Sunday, April 02, 2006

FEMA to expel volunteers from NOLA

In another dizzying twist in the alternate reality in which FEMA operates, the organization is moving to close camps housing thousands of volunteers helping with recovery efforts in the New Orleans area.

In a story reported by WWL-TV's online site but not picked up by the Times-Picayune, FEMA has announced that tent sites housing over 3,000 volunteers will close April 10 and 11. "FEMA originally had contracts for about the last six months to operate three camps in the New Orleans areas, and the contracts run out mid-April,” said FEMA representative Leo Skinner.

“Right now the biggest issue for us, especially coming up this summer when every youth group in the country wants to come down here, is where are we going to house them, where are we going to put them, where are we going to feed them?” questioned Aaron Arledge with the Louisiana Baptist Convention.

“The tent cities are critical in maintaining that level of volunteerism. If they are shut down or they go away, we’re going to have two alternatives. We’re either going to lose hundreds of hard working, willing volunteers, or we’re going to have to scramble to find other housing for them,” said Jim Pate with
Habitat for Humanity.
The only other media coverage has been by the Christian Broadcasting Network and a posting/discussion thread on the liberal political site TPM Cafe. Many of the volunteers come from church groups or liberal action groups, two groups not used to sharing showers and cafeterias.

The CBN story quotes Lt. Colonel David Dysart, director of recovery for St. Bernard Parish, on the need for continued volunteer support. "It's critical that we keep this up. We have approximately 800 homes to date that we've managed to move these items, out of the approximately 5,000 that applied.”

The story adds this: "The Lt. Colonel says it is going to take another six months to finish gutting thousands of homes to remove health and safety hazards. And that's where volunteers come in. Dysart says it takes 10 to 12 volunteers a day to a day-and-a-half to gut just one house."

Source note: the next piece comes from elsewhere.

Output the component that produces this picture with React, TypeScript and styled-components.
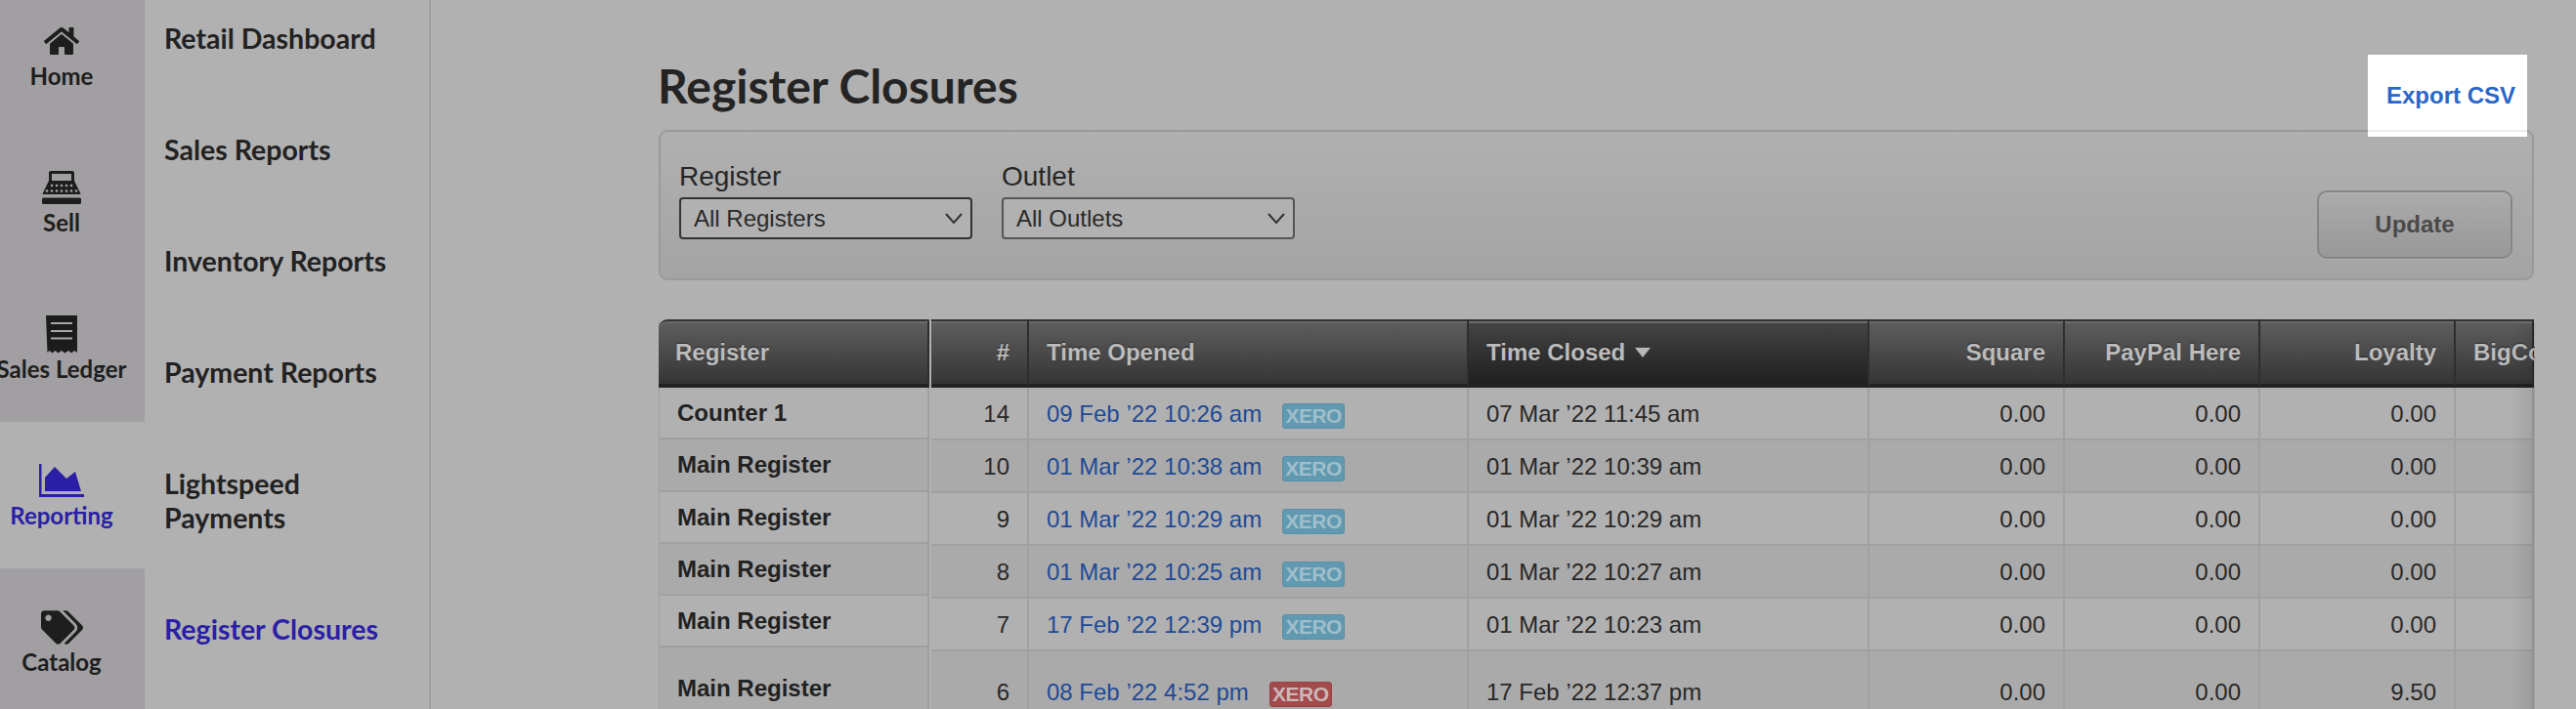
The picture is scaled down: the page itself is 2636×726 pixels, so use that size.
import React from 'react';
import styled, { createGlobalStyle } from 'styled-components';
import { FaHome, FaTags } from 'react-icons/fa';

const Global = createGlobalStyle`
  html, body { margin: 0; padding: 0; background: #b1b1b1; overflow: hidden; }
  * { box-sizing: border-box; }
`;

const Page = styled.div`
  display: flex;
  width: 2636px;
  height: 726px;
  overflow: hidden;
  background: #b1b1b1;
  font-family: "Liberation Sans", Arial, sans-serif;
  color: #242424;
`;

const Rail = styled.nav`
  flex: none;
  width: 148px;
  height: 726px;
  background: #a19fa2;
  overflow: hidden;
`;

const RailList = styled.div`
  margin-top: -18px;
  display: flex;
  flex-direction: column;
`;

const RailItem = styled.div<{ $active?: boolean }>`
  flex: none;
  height: 150px;
  padding: 40px 22px 0 0;
  display: flex;
  flex-direction: column;
  align-items: center;
  background: ${(p) => (p.$active ? '#b1b1b1' : 'transparent')};
  color: ${(p) => (p.$active ? '#2a1fa6' : '#1e1e1e')};
`;

const RailIcon = styled.div`
  height: 40px;
  display: flex;
  align-items: center;
  justify-content: center;
`;

const RailLabel = styled.div`
  margin-top: 2px;
  width: max-content;
  white-space: nowrap;
  font: 700 24px/28px Lato, sans-serif;
`;

const SubNav = styled.nav`
  flex: none;
  width: 293px;
  height: 726px;
  padding: 22px 0 0 20px;
  border-right: 2px solid #a0a0a0;
`;

const SubLink = styled.div<{ $active?: boolean }>`
  width: 230px;
  margin-bottom: 79.5px;
  font: 700 28.5px/34.5px Lato, sans-serif;
  color: ${(p) => (p.$active ? '#2a1fa6' : '#222')};
`;

const Main = styled.main`
  flex: 1;
  position: relative;
  padding: 0 43px 0 233px;
  min-width: 0;
`;

const Title = styled.h1`
  margin: 0 0 0 -1px;
  height: 133px;
  padding-top: 60px;
  font: 700 48px/56px Lato, sans-serif;
  color: #242424;
`;

const ExportBox = styled.a`
  position: absolute;
  top: 56px;
  left: 1982px;
  width: 163px;
  height: 84px;
  padding-left: 19px;
  display: flex;
  align-items: center;
  background: #fff;
  color: #2a66c8;
  font: 700 24px/28px "Liberation Sans", Arial, sans-serif;
  &::after {
    content: '';
    position: absolute;
    left: 0;
    right: 0;
    top: 77px;
    height: 2px;
    background: #ebebeb;
  }
`;

const Panel = styled.section`
  height: 154px;
  padding: 29px 20px 0 19px;
  display: flex;
  align-items: flex-start;
  gap: 30px;
  border: 2px solid #9a9a9a;
  border-radius: 9px;
  background: linear-gradient(#b0b0b0, #a4a4a6);
`;

const Field = styled.div`
  display: flex;
  flex-direction: column;
`;

const FieldLabel = styled.label`
  height: 38px;
  font-size: 28px;
  line-height: 33px;
  color: #262626;
`;

const Select = styled.div<{ $dark?: boolean }>`
  position: relative;
  width: 300px;
  height: 43px;
  padding-left: 13px;
  display: flex;
  align-items: center;
  font-size: 24px;
  color: #2a2a2a;
  background: #b1b1b1;
  border: 2px solid ${(p) => (p.$dark ? '#333' : '#555')};
  border-radius: 4px;
  svg {
    position: absolute;
    right: 8px;
    top: 12px;
  }
`;

const UpdateButton = styled.button`
  margin: 31px 0 0 auto;
  width: 200px;
  height: 70px;
  border: 2px solid #868686;
  border-radius: 10px;
  background: linear-gradient(#ababab, #989898);
  box-shadow: inset 0 1px 0 #b5b5b5, 0 1px 0 #b3b3b3;
  color: #4a4a4a;
  font: 700 24px "Liberation Sans", Arial, sans-serif;
`;

const TableArea = styled.div`
  position: relative;
  margin-top: 40px;
  display: flex;
  gap: 3px;
  width: 1920px;
  overflow: hidden;
  &::after {
    content: '';
    position: absolute;
    top: 4px;
    right: 0;
    bottom: 0;
    width: 24px;
    background: linear-gradient(to right, rgba(0, 0, 0, 0), rgba(0, 0, 0, 0.09));
  }
`;

const FixedColumn = styled.div`
  flex: none;
  width: 277px;
  display: flex;
  flex-direction: column;
  border-left: 1px solid #a0a0a0;
  border-right: 2px solid #a0a0a0;
  margin-right: -1px;
`;

const HeadCell = styled.div<{ $right?: boolean; $sorted?: boolean; $corner?: boolean }>`
  height: 70px;
  padding: 0 18px;
  display: flex;
  align-items: center;
  justify-content: ${(p) => (p.$right ? 'flex-end' : 'flex-start')};
  gap: 10px;
  white-space: nowrap;
  font-weight: 700;
  font-size: 24px;
  color: #bcbcbc;
  text-shadow: 0 -1px 0 #222;
  border-top: 2px solid #333;
  border-bottom: 4px solid #222;
  border-right: 2px solid #2e2e2e;
  border-top-left-radius: ${(p) => (p.$corner ? '9px' : '0')};
  box-shadow: inset 0 2px 0 #6a6a6a;
  background: ${(p) =>
    p.$sorted ? 'linear-gradient(#454545, #1f1f1f)' : 'linear-gradient(#5e5e5e, #353535)'};
`;

const FixedHead = styled(HeadCell)`
  margin: 0 -2px 0 -1px;
  padding-left: 17px;
`;

const FixedCell = styled.div<{ $alt?: boolean; $tall?: boolean }>`
  height: ${(p) => (p.$tall ? '120px' : '53.25px')};
  padding: ${(p) => (p.$tall ? '28px' : '1px')} 0 0 18px;
  display: flex;
  align-items: ${(p) => (p.$tall ? 'flex-start' : 'center')};
  font-weight: 700;
  font-size: 24px;
  color: #222;
  background: ${(p) => (p.$alt ? '#aaaaaa' : '#b1b1b1')};
  border-bottom: 2px solid #a0a0a0;
`;

const ScrollGrid = styled.div`
  flex: none;
  width: 1640px;
  display: grid;
  grid-template-columns: 100px 450px 410px 200px 200px 200px 80px;
  grid-auto-rows: min-content;
`;

const Cell = styled.div<{ $alt?: boolean; $tall?: boolean; $right?: boolean }>`
  height: ${(p) => (p.$tall ? '120px' : '54px')};
  padding: ${(p) => (p.$tall ? '28px' : '2px')} 18px 0;
  display: flex;
  align-items: ${(p) => (p.$tall ? 'flex-start' : 'center')};
  justify-content: ${(p) => (p.$right ? 'flex-end' : 'flex-start')};
  font-size: 24px;
  line-height: 28px;
  white-space: nowrap;
  color: #282828;
  background: ${(p) => (p.$alt ? '#aaaaaa' : '#b1b1b1')};
  border-bottom: 2px solid #a0a0a0;
  border-right: 2px solid #a0a0a0;
`;

const DateLink = styled.a`
  color: #1f4a96;
`;

const Badge = styled.span<{ $error?: boolean }>`
  margin: 3px 0 0 21px;
  width: 64px;
  height: 26px;
  display: inline-flex;
  align-items: center;
  justify-content: center;
  border-radius: 3px;
  font-weight: 700;
  font-size: 21px;
  letter-spacing: -0.5px;
  background: ${(p) => (p.$error ? '#a24a4c' : '#6199b0')};
  border: 1px solid ${(p) => (p.$error ? '#9c4244' : '#5790a8')};
  color: ${(p) => (p.$error ? '#ccb8b8' : '#a0bfcb')};
`;

const SortArrow = styled.span`
  width: 0;
  height: 0;
  border-left: 8px solid transparent;
  border-right: 8px solid transparent;
  border-top: 10px solid #b8b8b8;
`;

const Chevron = () => (
  <svg width="18" height="16" viewBox="0 0 18 16" fill="none" stroke="#333" strokeWidth="2">
    <path d="M1 3l8 9 8-9" />
  </svg>
);

const RegisterIcon = () => (
  <svg width="40" height="34" viewBox="0 0 40 34">
    <path
      fill="#1e1e1e"
      fillRule="evenodd"
      d="M8.5 0H31a2 2 0 0 1 2 2v8h-3V3H10v7H7V2a2 2 0 0 1 1.500-2z"
    />
    <path fill="#1e1e1e" d="M7 10h26l6 12.500a2 2 0 0 1 .4 1.500H0.600a2 2 0 0 1 .4-1.500z" />
    <rect x="0" y="27.500" width="40" height="6.500" rx="1.500" fill="#1e1e1e" />
    <g fill="#a5a3a6">
      {[11, 16, 21, 26, 31].map((x) => (
        <circle key={x} cx={x - 1} cy="15" r="1.300" />
      ))}
      {[6, 11, 16, 21, 26, 31, 36].map((x) => (
        <circle key={x} cx={x - 1} cy="20.500" r="1.300" />
      ))}
    </g>
  </svg>
);

const ReceiptIcon = () => (
  <svg width="32" height="39" viewBox="0 0 32 39">
    <path
      fill="#1c1c1c"
      d="M0 0h32v38l-3-2-3 2.500-3-2.500-3.500 2.500-3.500-2.500-3.500 2.500-3-2.500-3 2.500-3-2.500-2 2z"
    />
    <path stroke="#a8a7a9" strokeWidth="2" d="M5 8h22M5 16h22M5 23.500h22" />
  </svg>
);

const AreaIcon = () => (
  <svg width="46" height="34" viewBox="0 0 46 34" fill="#2a1fa6">
    <path d="M0 0h2.500v31H46v3H0z" />
    <path d="M6 14L16 3l12 12 9-7 6 20H6z" />
  </svg>
);

const rail = [
  { label: 'Home', icon: <FaHome size={36} /> },
  { label: 'Sell', icon: <RegisterIcon /> },
  { label: 'Sales Ledger', icon: <ReceiptIcon /> },
  { label: 'Reporting', icon: <AreaIcon />, active: true },
  { label: 'Catalog', icon: <FaTags size={43} /> },
];

const links = [
  'Retail Dashboard',
  'Sales Reports',
  'Inventory Reports',
  'Payment Reports',
  'Lightspeed Payments',
];

const rows = [
  { reg: 'Counter 1', n: '14', open: "09 Feb ’22 10:26 am", close: "07 Mar ’22 11:45 am", loyalty: '0.00' },
  { reg: 'Main Register', n: '10', open: "01 Mar ’22 10:38 am", close: "01 Mar ’22 10:39 am", loyalty: '0.00' },
  { reg: 'Main Register', n: '9', open: "01 Mar ’22 10:29 am", close: "01 Mar ’22 10:29 am", loyalty: '0.00' },
  { reg: 'Main Register', n: '8', open: "01 Mar ’22 10:25 am", close: "01 Mar ’22 10:27 am", loyalty: '0.00' },
  { reg: 'Main Register', n: '7', open: "17 Feb ’22 12:39 pm", close: "01 Mar ’22 10:23 am", loyalty: '0.00' },
  { reg: 'Main Register', n: '6', open: "08 Feb ’22 4:52 pm", close: "17 Feb ’22 12:37 pm", loyalty: '9.50', error: true, tall: true },
];

export default function App() {
  return (
    <Page>
      <Global />
      <Rail>
        <RailList>
          {rail.map((r) => (
            <RailItem key={r.label} $active={r.active}>
              <RailIcon>{r.icon}</RailIcon>
              <RailLabel>{r.label}</RailLabel>
            </RailItem>
          ))}
        </RailList>
      </Rail>
      <SubNav>
        {links.map((l) => (
          <SubLink key={l}>{l}</SubLink>
        ))}
        <SubLink $active>Register Closures</SubLink>
      </SubNav>
      <Main>
        <Title>Register Closures</Title>
        <ExportBox>Export CSV</ExportBox>
        <Panel>
          <Field>
            <FieldLabel>Register</FieldLabel>
            <Select $dark>
              All Registers
              <Chevron />
            </Select>
          </Field>
          <Field>
            <FieldLabel>Outlet</FieldLabel>
            <Select>
              All Outlets
              <Chevron />
            </Select>
          </Field>
          <UpdateButton>Update</UpdateButton>
        </Panel>
        <TableArea>
          <FixedColumn>
            <FixedHead $corner>Register</FixedHead>
            {rows.map((r, i) => (
              <FixedCell key={i} $alt={i % 2 === 1} $tall={r.tall}>
                {r.reg}
              </FixedCell>
            ))}
          </FixedColumn>
          <ScrollGrid>
            <HeadCell $right>#</HeadCell>
            <HeadCell>Time Opened</HeadCell>
            <HeadCell $sorted>
              Time Closed
              <SortArrow />
            </HeadCell>
            <HeadCell $right>Square</HeadCell>
            <HeadCell $right>PayPal Here</HeadCell>
            <HeadCell $right>Loyalty</HeadCell>
            <HeadCell>BigCommerce</HeadCell>
            {rows.map((r, i) => {
              const alt = i % 2 === 1;
              return (
                <React.Fragment key={i}>
                  <Cell $alt={alt} $tall={r.tall} $right>{r.n}</Cell>
                  <Cell $alt={alt} $tall={r.tall}>
                    <DateLink>{r.open}</DateLink>
                    <Badge $error={r.error}>XERO</Badge>
                  </Cell>
                  <Cell $alt={alt} $tall={r.tall}>{r.close}</Cell>
                  <Cell $alt={alt} $tall={r.tall} $right>0.00</Cell>
                  <Cell $alt={alt} $tall={r.tall} $right>0.00</Cell>
                  <Cell $alt={alt} $tall={r.tall} $right>{r.loyalty}</Cell>
                  <Cell $alt={alt} $tall={r.tall} />
                </React.Fragment>
              );
            })}
          </ScrollGrid>
        </TableArea>
      </Main>
    </Page>
  );
}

Over the Spring break period, thousands of college students descended on the area to spend their time off from school in recovery activities, including the grueling and often gruesome work of gutting the homes of the poor and elderly.

In additional to traditional aid and missionary groups such as the Southern Baptist Convention and the Salvation Army, new civic or political groups have descended on the area, or actually be created out of the aftermath of Katrina. Once such group,, is running a kitchen serving residents and volunteers in St. Bernard Parish.

It is great to see groups with a clear conservative agenda, such as the SBC and those with a liberal bent such as Common Ground Collective united on some common cause, the rescue of New Orleans and the Gulf Coast. That is what defines us, more than anything else, as Americans, our ability to unite for a common civic goal. Our current leadership (in both parties) increasingly thwarts that, as it is oppugnant to their political strategy of divide and conquer. New Orleans offers an opportunity for people of good will to overcome that, to demonstrate that in the face of a challenge, Americans can still unite and do good.

FEMA once welcomed volunteers, as this 2003 press release point out. No longer. The agency is now just another tool in the arsenal of a political faction that sees every function of government as a means to a political end, even if that end is inimical to the agency's purpose.

If FEMA closes these camps, we will be reminded again that it is the policy of the central government to just make the Gulf Coast problem go away without any real solution. They don't want recovery. They want a functioning port and oil-and-gas infrastructure, nothing more. They already have that, and we can expect the federals to continue to retreat from the scene as soon as possible.

Only the good will of Americans of the sort who fill these camps can change that.


N.B. Today's new word is oppugnant. I love it's immediate association in my mind with something that doesn't smell right. If you think its insulting to link to a definition of an unfamiliar term, let me know and I will cut it out. But when I have recourse to a thesaurus, I always find myself wasting fifteen minutes browsing through the lists discovering new words. I have the same problem with dictionaries, especially my mammoth turn of the 19th century Oxford English Dictionary.

I'll take a short break from frustratedly banging my head against my computer monitor to thank you for "oppugnant." New, useful and evocative words always welcome.

OK, back to banging... this time the keyboard.
I've been doing some "taxi service" out to Camp Premier to drop off a friend who cooks and lives there (since his home is not livable and doesn't have a car either) for the past few weeks. He says it's all up in the air about what's going to happen - there's rumors that they're going to move the volunteers into a school. I don't know about the thousands - he said Camp Premier was due to feed 400 this week.